WHY NOT?: FIFTEEN REASONS TO LIVE
By Ray Robertson
There are days when I despair of melancholy. Depression today has become so
readily identified as a medical condition, it's an effort to remember that it
was once considered more of a spiritual malaise. For writers and middle-aged
men it has also long been a rite of passage, best summed up in the line "Something terrible happens to a man when he turns
forty." And so when Ray Robertson begins Why Not?: Fifteen Reasons to
Live by diagnosing his depression as a by-product of obsessive-compulsive
disorder (OCD), and explains how he dealt with the matter through medication, I
confess my heart sank just a little. Leaving aside the question of their actual
efficacy (a matter for increasingly heated debate), I think that pills have
probably been a net loss to literature. Yes, shovelfuls of amphetamines kept
Philip K. Dick and Ayn Rand manically banging away at the keyboards, but, as a selfish
reader, I prefer tortured authors to guide me through their dark nights of the
soul without such aids, at whatever expense to their own well-being and mental
health.
Robertson recognizes the
double-edged nature of "intoxication" (a heading which includes
pill-popping). And, happily, for the most part he avoids our contemporary medical consensus in
order to engage with the great tradition of essayists
who have analyzed, and self-analyzed, their own depression. What we have
here is depression
as muse and literary construct, that melancholic state of mind that compels us
to tackle fundamental questions for which there are no easy answers or
prescriptions. What makes human beings happy? What makes life
worth living?
Though without prescriptions, the essays do come with a critical
agenda. Robertson's previous
collection of essays, Mental
Hygiene, took a similar stance, explaining how readers could improve
their intellectual health by sharpening their response to literature. A
philosopher whose main interest is in practical, moral philosophy, nearly every
paragraph Robertson writes here is buttressed with a quotation. (And it is no
small relief to find a book like this free of the wisdom of The Simpsons.) A lifetime of reading
has given Robertson a full and ready mind, and he seems to have a line fit for
every occasion, especially from favourites like
Seneca, Montaigne, and Nietzsche.
These authors are representative of the sort of ethical philosophy that is
sometimes likened to today's self-help industry and advice columns, but they
aren't
as easy as that. For one thing, they are full of doubt and awareness of the
doubleness I mentioned earlier. Seneca, for example, could lecture others on
what constituted a properly stoic life while admitting that he didn't live up to his own
precepts. Far too rich not to want to enjoy life to the fullest, he claimed not
to be equal to the best, but only better than the worst. Montaigne was also,
famously, a writer who contained contradictions. And in the case of Marcus
Aurelius, Robertson misses an easy trick by quoting his line about how
"sexual embrace can only be compared with music and prayer," without
adding a better known aphorism from the same source: "As for sex, it is the rubbing of
a woman's innards, followed by the spasmodic secretion of a bit of slime."
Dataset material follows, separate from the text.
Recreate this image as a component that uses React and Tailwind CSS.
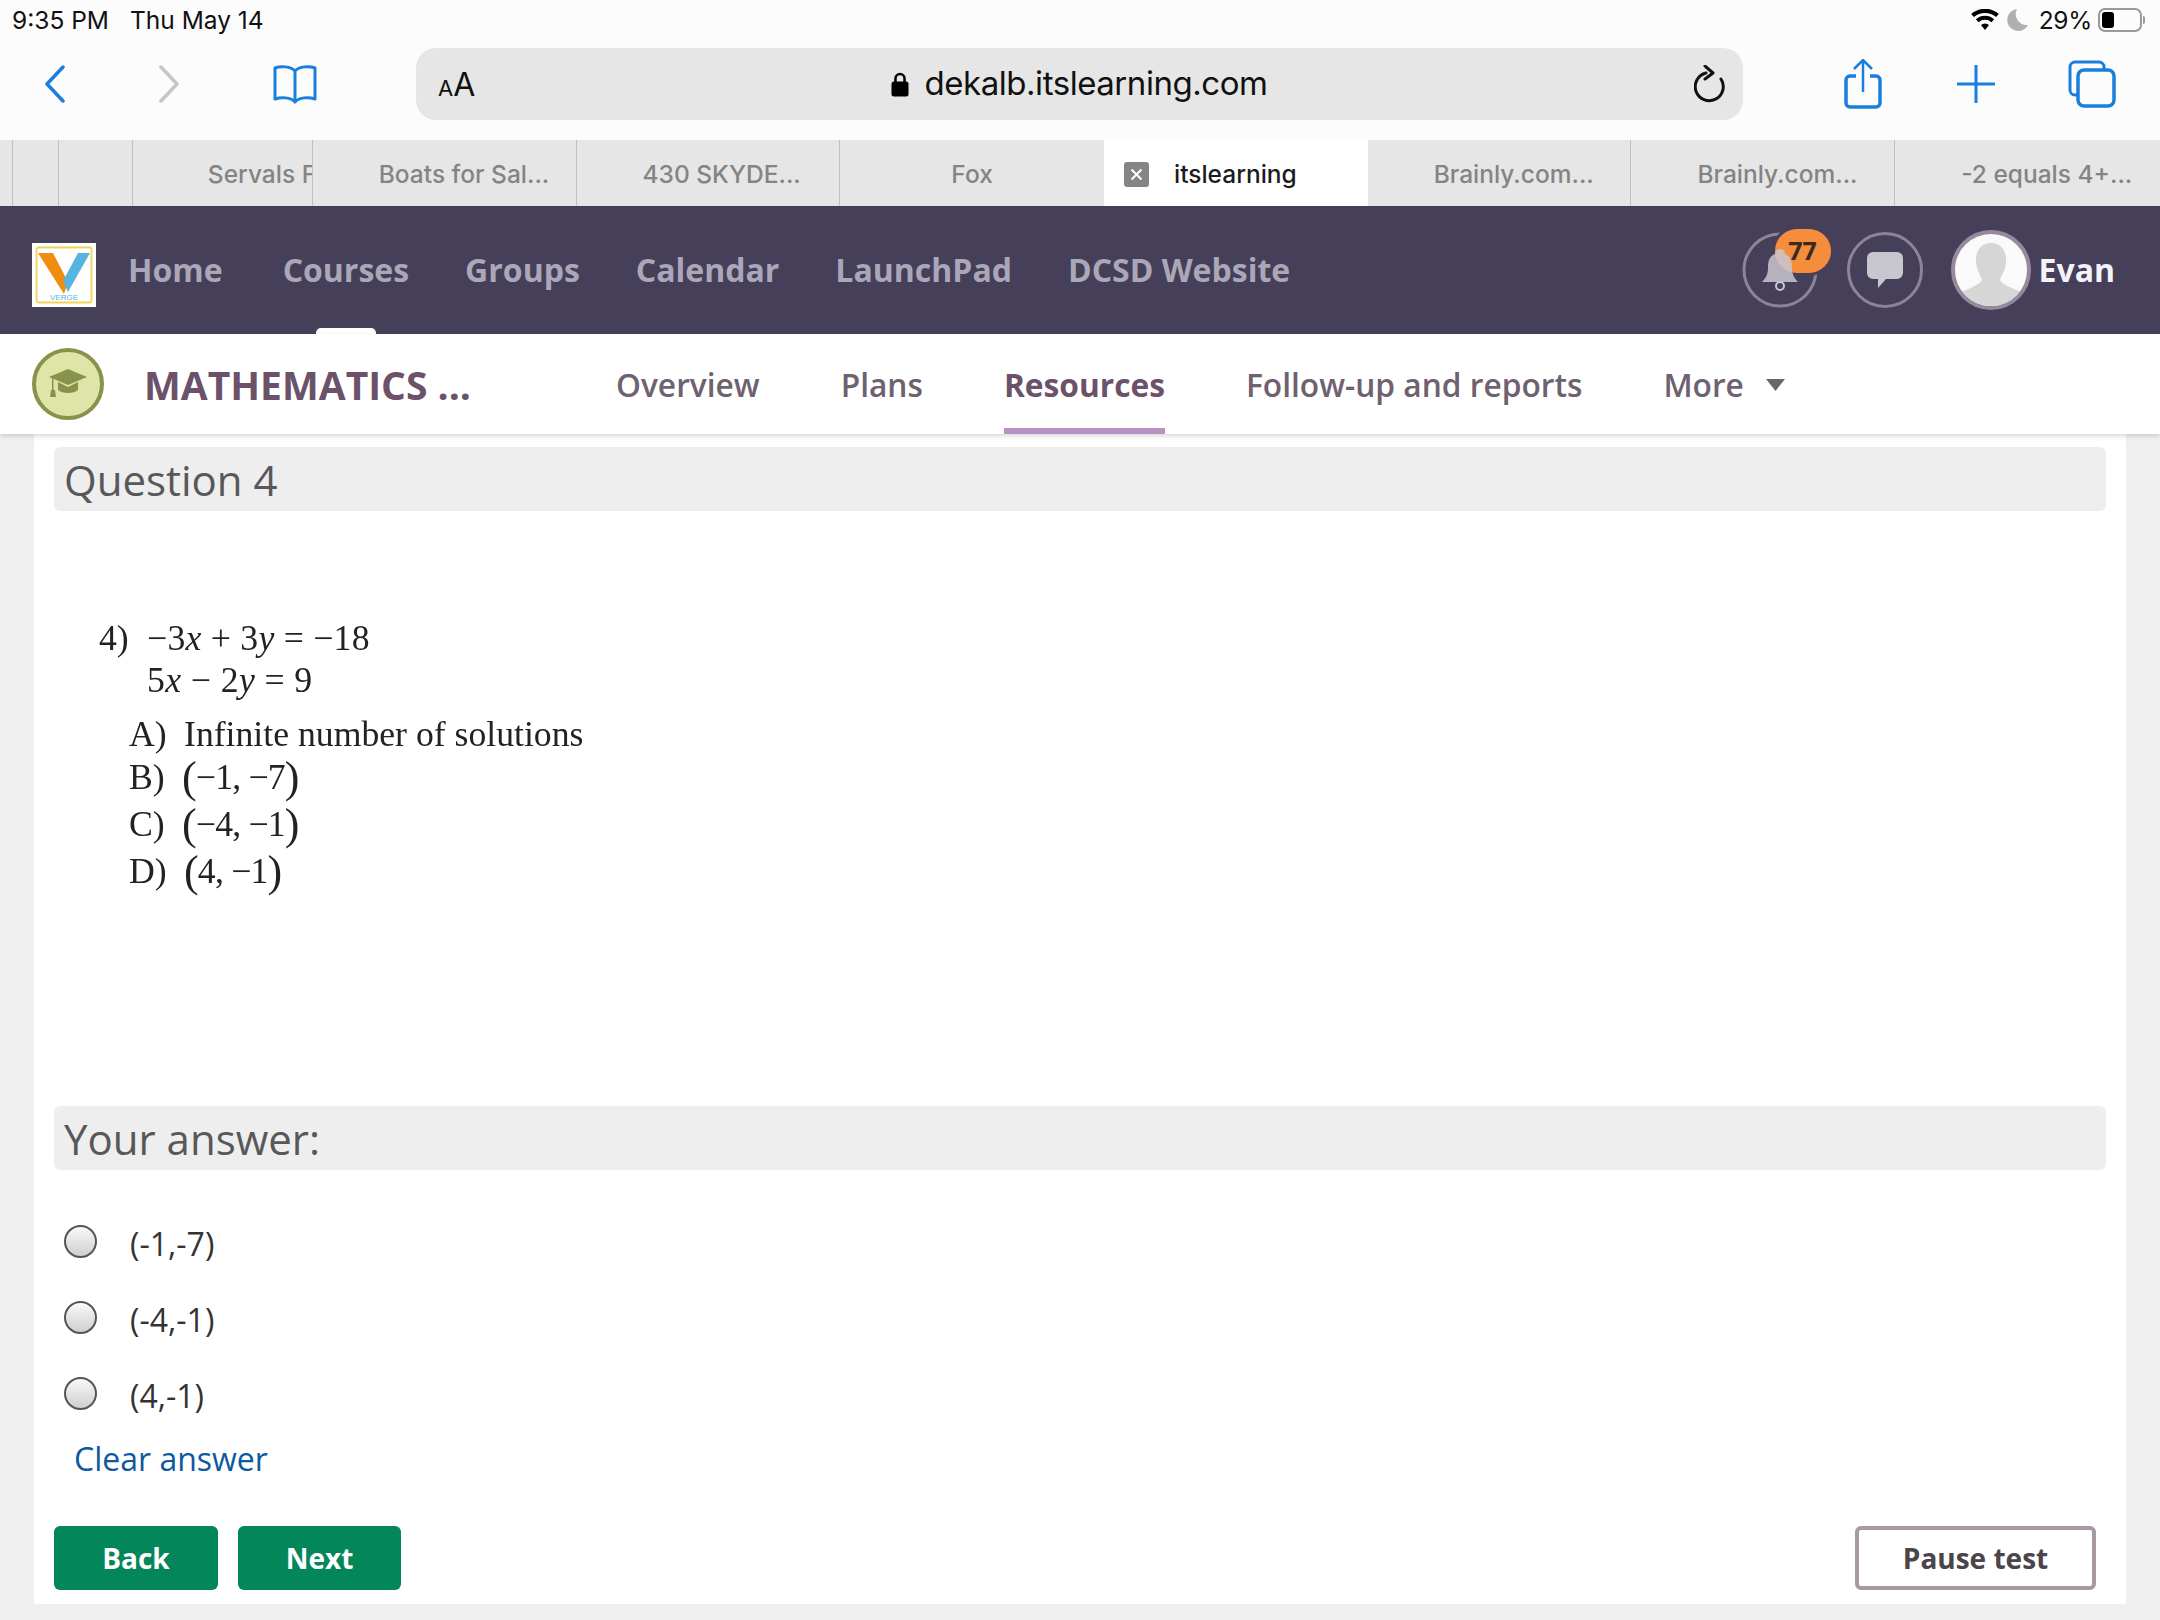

The subjects treated by Robertson are all capable of such antithetical
interpretations. As for a topic like Robertson's lead-off "Work," the
best encapsulation of the concept's doubleness was that expressed by John
Kenneth Galbraith:
The word "work" embraces equally those for whom it is
exhausting, boring, disagreeable, and those for whom it is a clear pleasure with
no sense of the obligatory. . . . "Work" describes both what is
compelled and what is the source of the prestige and pay that others seek
ardently and enjoy. Already fraud is evident in having the same word for both
circumstances.
One can see how the language itself defies any attempt at neat
resolutions. Work can be either a curse or a blessing, or sometimes both.
"As with most of the big questions," Robertson writes,
"I don't have any definitive answers. Or if I do, they're prone to change
from one week to the next." Despite adopting this attitude, however, there
is still much to take note of and disagree with along the way. For example,
Robertson opines that even an "approximation" of a lasting romantic
relationship "is better than the lonely alternative." As a married
man, how does he know this? On balance, most of the couples I know seem more
miserable in their partnerships than I think they would be alone. Personally the
single life suits me better than the conjugal alternative. And sticking with the
subject of relationships, why is it that Robertson's prime examples of "Love"
and "Friendship" are provided, respectively, by parents and a dog?
Granted, I would have gone with the same, but are these not examples of relationships where those
involved can't help but love and be friendly to us, either out of a sense of duty or
sheer necessity?
This is a reflection that doesn't cheer me, and I have to say that Robertson's
book didn't finally convince me of the value of going on. But then there isn't much choice.
Unlike work vs. unemployment, or marriage vs. the single life, there is no
alternative to life but not life, which is nothing at all.